■ Written request: Tally the lines that hold the word "Write" and reply with that figure only.

■ Material for this task:
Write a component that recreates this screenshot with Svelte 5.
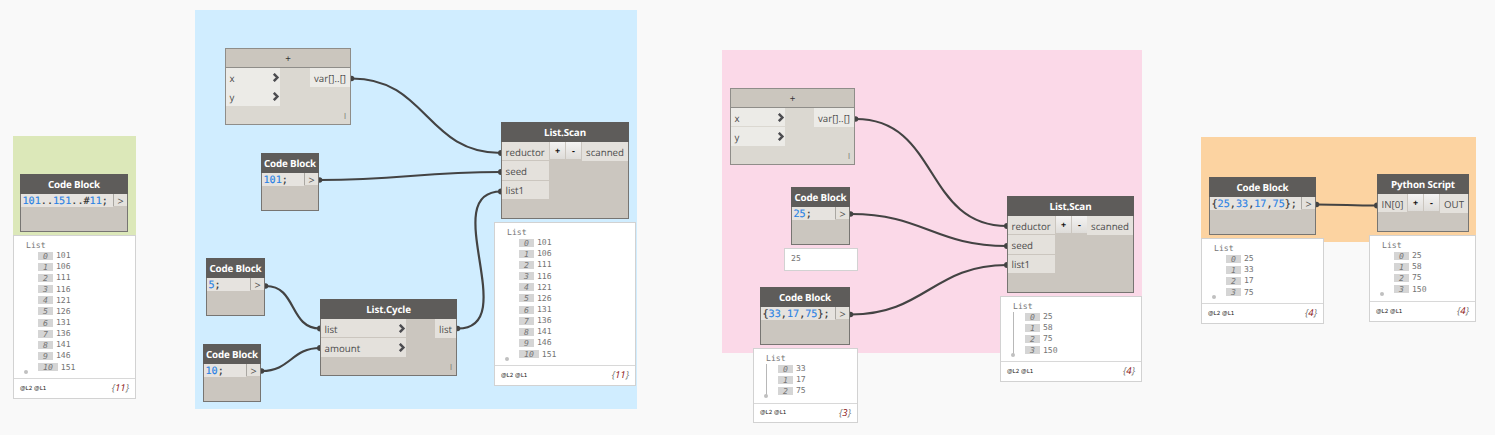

--

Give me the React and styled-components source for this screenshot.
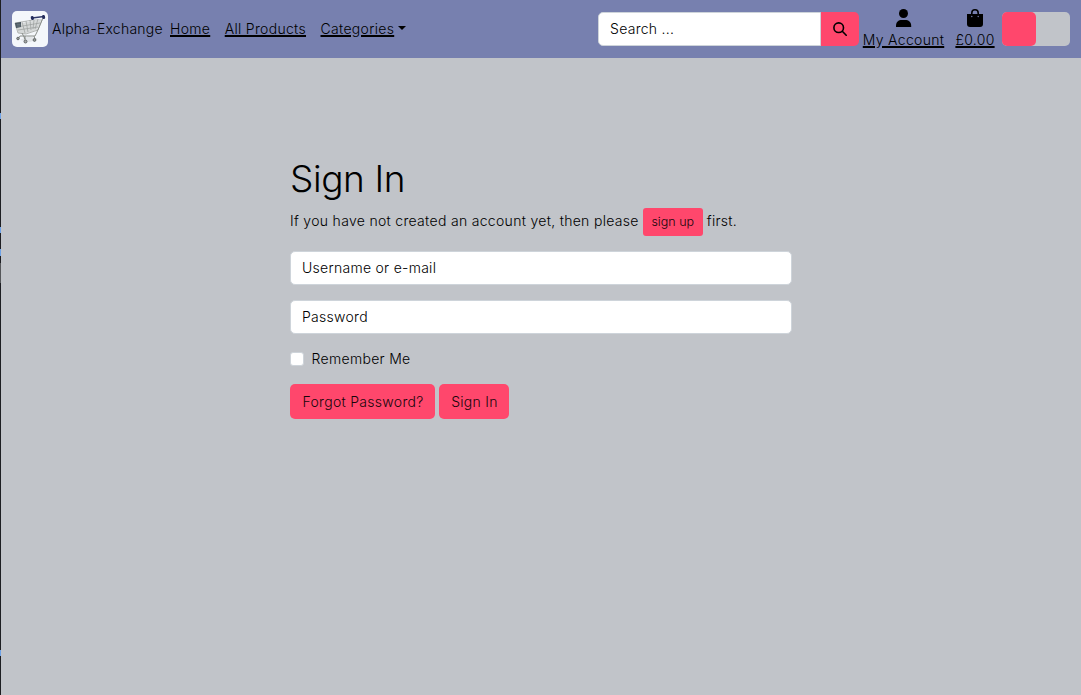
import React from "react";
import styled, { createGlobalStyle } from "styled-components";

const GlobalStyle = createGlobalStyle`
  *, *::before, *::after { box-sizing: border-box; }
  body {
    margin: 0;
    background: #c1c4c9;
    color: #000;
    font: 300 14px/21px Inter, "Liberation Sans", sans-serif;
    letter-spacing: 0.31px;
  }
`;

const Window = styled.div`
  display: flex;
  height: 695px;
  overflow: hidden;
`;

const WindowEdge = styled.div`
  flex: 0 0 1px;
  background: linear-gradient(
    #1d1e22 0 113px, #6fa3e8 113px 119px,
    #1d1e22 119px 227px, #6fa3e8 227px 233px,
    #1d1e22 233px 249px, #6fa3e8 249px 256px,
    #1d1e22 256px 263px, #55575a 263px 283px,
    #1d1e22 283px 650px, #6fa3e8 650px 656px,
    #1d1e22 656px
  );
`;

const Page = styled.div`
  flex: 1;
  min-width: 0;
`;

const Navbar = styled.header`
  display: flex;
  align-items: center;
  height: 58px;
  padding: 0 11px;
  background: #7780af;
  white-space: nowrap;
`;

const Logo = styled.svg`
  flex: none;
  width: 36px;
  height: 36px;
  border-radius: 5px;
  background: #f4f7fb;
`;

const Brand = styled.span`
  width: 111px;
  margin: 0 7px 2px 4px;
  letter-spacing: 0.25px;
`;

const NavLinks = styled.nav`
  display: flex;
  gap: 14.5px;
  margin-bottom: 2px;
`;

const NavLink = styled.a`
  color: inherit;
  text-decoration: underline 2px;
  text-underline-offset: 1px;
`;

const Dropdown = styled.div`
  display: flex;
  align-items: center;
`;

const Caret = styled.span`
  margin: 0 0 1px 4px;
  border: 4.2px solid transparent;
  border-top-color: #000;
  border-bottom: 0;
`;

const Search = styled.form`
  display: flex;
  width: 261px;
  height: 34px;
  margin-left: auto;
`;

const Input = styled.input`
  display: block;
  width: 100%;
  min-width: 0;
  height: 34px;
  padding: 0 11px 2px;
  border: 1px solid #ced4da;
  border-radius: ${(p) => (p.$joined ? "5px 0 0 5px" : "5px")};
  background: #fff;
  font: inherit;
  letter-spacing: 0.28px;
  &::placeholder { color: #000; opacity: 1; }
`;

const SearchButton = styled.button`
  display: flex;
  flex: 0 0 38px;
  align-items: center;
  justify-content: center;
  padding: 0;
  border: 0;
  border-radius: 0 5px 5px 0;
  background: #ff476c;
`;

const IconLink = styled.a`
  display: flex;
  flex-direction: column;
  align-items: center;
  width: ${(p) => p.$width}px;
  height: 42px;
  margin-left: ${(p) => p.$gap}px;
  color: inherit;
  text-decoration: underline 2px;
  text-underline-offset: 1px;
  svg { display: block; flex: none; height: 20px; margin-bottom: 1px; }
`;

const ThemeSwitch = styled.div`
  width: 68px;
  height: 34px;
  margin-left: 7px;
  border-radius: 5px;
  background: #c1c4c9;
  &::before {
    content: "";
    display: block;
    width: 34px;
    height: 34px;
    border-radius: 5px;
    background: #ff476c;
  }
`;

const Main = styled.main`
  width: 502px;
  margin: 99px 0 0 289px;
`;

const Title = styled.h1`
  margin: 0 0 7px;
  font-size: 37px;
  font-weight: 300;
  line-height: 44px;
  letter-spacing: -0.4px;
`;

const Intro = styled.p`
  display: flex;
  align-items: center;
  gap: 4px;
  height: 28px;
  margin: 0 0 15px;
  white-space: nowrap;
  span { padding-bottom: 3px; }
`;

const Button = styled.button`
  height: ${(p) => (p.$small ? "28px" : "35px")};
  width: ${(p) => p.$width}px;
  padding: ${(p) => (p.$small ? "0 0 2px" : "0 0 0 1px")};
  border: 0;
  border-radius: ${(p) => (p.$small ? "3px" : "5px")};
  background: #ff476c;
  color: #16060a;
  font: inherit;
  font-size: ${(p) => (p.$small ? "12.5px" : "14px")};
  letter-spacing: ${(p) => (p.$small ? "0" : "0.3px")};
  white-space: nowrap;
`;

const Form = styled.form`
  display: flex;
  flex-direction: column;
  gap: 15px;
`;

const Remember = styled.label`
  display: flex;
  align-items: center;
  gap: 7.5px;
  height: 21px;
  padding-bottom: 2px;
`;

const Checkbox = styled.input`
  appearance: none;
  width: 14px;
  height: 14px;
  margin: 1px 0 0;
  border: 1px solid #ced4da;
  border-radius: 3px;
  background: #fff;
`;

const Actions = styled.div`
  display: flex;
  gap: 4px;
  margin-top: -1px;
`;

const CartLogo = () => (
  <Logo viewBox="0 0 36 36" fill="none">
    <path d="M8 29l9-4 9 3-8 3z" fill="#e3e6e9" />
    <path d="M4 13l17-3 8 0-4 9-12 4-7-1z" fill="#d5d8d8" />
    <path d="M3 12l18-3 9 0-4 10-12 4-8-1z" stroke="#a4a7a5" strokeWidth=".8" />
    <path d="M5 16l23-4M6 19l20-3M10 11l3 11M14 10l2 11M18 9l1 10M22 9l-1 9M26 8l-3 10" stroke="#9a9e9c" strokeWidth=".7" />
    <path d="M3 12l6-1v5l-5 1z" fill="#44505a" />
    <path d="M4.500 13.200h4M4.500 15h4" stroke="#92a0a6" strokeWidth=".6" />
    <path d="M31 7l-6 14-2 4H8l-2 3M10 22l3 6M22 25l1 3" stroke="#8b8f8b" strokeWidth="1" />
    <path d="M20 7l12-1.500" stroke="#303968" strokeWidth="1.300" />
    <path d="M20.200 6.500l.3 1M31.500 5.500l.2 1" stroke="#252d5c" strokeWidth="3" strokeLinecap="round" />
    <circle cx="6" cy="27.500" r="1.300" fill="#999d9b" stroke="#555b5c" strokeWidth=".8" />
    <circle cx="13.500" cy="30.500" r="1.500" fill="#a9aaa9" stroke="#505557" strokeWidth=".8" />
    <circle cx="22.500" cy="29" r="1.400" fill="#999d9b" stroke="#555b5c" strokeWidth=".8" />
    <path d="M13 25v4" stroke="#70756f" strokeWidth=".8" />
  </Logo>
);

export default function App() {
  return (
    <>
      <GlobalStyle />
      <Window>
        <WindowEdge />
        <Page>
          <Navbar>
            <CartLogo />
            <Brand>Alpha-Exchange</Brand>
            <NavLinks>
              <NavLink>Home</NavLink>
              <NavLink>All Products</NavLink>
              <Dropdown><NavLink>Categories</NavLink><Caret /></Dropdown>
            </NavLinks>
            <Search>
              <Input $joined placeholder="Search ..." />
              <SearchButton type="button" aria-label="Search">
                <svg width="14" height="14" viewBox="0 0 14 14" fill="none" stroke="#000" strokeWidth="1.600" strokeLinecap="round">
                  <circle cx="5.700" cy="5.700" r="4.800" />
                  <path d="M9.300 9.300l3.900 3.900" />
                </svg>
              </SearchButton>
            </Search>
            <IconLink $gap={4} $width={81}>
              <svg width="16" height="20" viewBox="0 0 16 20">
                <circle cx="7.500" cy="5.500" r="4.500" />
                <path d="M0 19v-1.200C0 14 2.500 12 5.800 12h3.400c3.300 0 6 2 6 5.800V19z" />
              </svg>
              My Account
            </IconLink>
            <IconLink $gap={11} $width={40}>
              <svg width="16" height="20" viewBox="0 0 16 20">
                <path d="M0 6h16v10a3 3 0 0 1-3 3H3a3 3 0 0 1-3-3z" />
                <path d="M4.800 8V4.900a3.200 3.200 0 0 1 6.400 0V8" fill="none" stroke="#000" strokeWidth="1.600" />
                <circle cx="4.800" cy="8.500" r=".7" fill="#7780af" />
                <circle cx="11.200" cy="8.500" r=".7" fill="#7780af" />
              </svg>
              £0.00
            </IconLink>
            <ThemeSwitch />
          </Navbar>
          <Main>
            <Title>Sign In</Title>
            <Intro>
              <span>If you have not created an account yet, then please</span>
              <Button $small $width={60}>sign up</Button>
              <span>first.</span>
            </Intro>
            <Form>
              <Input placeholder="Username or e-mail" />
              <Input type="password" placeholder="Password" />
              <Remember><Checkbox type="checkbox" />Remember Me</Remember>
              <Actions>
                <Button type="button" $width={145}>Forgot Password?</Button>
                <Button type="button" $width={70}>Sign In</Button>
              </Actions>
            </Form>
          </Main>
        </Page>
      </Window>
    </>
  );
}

* * *

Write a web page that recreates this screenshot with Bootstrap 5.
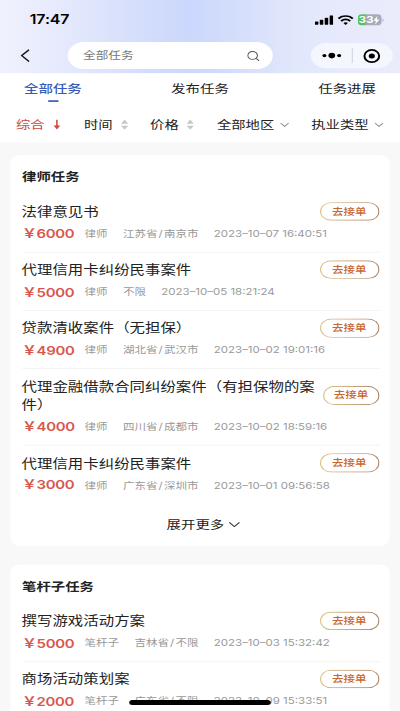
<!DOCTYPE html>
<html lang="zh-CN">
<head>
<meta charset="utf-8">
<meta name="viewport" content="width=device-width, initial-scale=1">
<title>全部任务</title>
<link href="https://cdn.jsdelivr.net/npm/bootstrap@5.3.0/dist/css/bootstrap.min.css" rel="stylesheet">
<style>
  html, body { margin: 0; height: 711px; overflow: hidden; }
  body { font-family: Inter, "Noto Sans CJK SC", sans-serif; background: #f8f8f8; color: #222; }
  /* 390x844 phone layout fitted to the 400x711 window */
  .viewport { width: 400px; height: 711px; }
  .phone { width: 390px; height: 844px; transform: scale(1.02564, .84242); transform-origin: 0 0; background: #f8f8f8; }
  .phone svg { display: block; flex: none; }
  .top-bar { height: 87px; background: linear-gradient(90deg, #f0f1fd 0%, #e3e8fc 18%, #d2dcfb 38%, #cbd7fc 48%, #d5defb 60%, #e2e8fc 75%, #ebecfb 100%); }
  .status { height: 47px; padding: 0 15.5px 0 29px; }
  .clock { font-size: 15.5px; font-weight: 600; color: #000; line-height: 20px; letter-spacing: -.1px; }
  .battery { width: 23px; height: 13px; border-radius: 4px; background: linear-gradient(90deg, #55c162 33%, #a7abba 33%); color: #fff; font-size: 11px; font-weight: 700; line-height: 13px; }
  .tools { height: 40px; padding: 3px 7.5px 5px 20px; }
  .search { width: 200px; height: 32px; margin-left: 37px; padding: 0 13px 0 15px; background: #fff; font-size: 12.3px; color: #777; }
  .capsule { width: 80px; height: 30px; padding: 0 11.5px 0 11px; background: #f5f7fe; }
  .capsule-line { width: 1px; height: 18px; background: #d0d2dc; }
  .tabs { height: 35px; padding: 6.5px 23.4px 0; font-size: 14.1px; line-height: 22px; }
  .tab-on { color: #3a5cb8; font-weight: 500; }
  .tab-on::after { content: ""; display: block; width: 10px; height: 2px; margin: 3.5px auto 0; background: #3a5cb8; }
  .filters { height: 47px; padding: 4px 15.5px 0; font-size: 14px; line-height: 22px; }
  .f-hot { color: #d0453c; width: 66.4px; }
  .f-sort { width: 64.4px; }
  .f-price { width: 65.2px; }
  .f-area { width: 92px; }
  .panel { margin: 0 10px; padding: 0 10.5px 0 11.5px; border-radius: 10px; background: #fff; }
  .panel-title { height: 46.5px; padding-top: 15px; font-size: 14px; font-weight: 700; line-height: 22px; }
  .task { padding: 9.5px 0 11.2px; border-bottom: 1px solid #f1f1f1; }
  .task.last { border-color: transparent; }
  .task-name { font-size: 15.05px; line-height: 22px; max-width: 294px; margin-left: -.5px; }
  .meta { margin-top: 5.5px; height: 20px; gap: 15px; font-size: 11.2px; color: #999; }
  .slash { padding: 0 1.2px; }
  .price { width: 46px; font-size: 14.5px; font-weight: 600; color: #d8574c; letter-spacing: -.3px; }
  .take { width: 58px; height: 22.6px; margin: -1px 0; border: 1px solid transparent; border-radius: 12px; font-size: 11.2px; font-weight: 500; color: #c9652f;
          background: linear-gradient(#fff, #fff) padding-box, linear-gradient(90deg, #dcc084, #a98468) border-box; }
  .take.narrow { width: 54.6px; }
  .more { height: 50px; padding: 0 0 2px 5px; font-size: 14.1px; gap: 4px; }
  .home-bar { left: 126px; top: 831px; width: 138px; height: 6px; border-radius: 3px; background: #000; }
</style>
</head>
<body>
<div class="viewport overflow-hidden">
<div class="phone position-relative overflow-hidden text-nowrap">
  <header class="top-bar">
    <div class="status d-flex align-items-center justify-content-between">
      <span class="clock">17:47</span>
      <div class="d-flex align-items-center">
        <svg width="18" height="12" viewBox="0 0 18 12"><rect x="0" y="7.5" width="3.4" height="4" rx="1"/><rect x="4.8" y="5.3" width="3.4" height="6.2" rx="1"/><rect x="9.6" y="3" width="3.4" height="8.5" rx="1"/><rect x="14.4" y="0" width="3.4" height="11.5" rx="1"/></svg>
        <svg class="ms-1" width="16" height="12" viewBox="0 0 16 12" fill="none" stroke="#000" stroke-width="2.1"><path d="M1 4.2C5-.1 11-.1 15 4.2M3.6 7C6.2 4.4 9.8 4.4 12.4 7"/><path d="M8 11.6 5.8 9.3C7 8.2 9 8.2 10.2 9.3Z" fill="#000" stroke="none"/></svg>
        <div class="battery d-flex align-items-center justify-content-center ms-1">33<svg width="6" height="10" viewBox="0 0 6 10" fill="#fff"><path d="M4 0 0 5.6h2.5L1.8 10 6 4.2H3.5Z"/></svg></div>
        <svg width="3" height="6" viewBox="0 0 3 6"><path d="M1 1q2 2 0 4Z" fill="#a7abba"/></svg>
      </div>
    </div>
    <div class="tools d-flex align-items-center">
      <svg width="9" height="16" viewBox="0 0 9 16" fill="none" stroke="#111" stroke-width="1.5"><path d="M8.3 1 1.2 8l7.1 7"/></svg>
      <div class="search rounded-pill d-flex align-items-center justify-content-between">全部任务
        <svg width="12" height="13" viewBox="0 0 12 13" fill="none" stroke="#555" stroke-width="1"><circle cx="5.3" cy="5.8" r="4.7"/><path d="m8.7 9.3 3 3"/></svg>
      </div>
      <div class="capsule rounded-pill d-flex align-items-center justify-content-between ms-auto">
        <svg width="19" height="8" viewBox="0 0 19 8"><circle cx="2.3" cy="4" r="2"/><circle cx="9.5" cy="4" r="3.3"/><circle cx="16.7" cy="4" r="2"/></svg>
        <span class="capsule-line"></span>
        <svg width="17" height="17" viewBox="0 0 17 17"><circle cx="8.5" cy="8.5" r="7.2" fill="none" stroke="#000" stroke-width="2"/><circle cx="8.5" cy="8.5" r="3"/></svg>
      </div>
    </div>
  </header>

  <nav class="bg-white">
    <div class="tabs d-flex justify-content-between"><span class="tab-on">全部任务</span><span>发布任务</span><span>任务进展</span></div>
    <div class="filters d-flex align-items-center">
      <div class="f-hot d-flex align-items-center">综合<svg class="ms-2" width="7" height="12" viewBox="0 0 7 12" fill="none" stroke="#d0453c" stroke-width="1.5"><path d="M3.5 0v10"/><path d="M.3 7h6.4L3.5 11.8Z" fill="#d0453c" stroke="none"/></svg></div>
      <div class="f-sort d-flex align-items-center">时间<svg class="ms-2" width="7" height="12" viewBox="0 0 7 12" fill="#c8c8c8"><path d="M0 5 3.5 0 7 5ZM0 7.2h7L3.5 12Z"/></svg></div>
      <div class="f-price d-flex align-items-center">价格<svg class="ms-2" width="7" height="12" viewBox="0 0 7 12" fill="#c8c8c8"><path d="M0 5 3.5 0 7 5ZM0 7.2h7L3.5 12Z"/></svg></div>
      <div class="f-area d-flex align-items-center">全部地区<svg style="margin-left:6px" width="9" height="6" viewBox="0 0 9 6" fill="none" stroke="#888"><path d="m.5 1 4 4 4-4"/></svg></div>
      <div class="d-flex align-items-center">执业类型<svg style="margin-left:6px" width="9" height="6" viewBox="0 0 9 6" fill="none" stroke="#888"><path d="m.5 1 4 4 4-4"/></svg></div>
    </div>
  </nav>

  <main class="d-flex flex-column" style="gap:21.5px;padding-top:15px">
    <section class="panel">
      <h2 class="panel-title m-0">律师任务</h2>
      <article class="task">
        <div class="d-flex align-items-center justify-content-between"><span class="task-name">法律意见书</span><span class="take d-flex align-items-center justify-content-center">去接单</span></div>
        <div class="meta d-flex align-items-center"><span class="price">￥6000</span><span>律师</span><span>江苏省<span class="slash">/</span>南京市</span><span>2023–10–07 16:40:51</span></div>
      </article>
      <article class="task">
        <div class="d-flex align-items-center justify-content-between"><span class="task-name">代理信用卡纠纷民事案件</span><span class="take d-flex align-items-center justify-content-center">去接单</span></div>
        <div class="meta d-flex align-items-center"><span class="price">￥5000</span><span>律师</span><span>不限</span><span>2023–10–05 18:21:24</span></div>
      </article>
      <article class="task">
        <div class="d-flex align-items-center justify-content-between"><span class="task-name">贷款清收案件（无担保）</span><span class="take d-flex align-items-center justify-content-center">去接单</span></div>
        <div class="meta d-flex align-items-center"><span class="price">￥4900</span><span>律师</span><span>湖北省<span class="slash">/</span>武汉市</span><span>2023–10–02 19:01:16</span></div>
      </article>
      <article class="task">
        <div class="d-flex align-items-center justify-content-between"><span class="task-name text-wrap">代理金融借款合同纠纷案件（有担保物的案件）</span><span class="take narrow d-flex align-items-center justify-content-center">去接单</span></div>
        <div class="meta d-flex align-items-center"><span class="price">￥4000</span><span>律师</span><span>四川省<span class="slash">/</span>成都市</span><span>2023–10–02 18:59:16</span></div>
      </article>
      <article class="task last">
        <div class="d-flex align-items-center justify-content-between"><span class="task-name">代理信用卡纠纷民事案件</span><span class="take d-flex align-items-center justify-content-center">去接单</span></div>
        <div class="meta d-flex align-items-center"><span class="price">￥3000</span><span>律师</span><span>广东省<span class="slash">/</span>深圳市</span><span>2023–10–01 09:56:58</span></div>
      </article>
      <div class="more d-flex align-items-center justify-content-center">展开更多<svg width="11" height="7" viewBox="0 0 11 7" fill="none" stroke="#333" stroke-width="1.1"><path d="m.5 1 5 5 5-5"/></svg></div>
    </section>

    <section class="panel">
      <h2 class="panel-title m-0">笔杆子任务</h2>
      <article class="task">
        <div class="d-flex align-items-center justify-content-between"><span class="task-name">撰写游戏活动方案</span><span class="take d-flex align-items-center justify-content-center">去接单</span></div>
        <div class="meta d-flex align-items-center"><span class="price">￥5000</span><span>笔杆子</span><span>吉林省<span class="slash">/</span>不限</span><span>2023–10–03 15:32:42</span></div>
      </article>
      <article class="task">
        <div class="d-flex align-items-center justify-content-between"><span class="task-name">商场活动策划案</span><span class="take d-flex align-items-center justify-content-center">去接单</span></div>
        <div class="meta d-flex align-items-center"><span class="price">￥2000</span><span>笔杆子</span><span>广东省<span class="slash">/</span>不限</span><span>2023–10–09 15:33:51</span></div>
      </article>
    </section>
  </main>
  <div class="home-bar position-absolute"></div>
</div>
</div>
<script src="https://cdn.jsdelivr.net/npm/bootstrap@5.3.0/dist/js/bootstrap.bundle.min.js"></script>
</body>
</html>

■ Exercise response: 2